In a message dated 7/20/00 11:29:18 AM Pacific Daylight Time, 
tesla-at-pupman-dot-com writes:

> Original poster: ANTarchimedes-at-aol-dot-com 
>  
>  
>      What different things are supposed to be achieved by the different 
>  primary designs?  By knowing this, I might be able to experiment better 
with 
> 
>  different primary designs.  Also, which primary shape did Tesla most 
>  frequesntly use?
>  
>  Nick Moor

Nick,

A cylinder type primary is capable of tighter coupling, but usually
such tight coupling is not wanted.  Unless a cylinder primary is
rather large in diameter, the secondary will probably need to be
lifted almost fully above the primary to prevent racing sparks on
the secondary. 

Cylinder primaries are most commonly used on small tube coils and
in magnifier drivers.  Small tube coils often "like" a rather tight coupling.
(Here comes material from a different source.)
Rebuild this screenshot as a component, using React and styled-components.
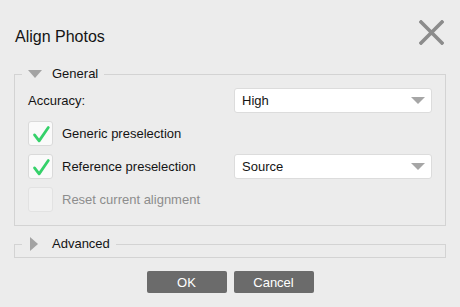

Flat primaries behave very similar to flattish inverted coned primaries,
but the flat primary has the advantage that the sparks from the toroid
are less likely to arc down and hit the primary.  I used to use the
15% inverted cone, but now I just use the flat primary since it's just
as good and I get fewer sparks hitting my primary.  In any case you'll
get the same spark output no matter what the primary shape is, if the 
spacings and coupling are OK, etc.

Magnifier drivers use the cylinder primary for the needed tight coupling
of the driver.

In general the shapes and proportions of TC's are not super critical,
other factors have much more effect on the spark output.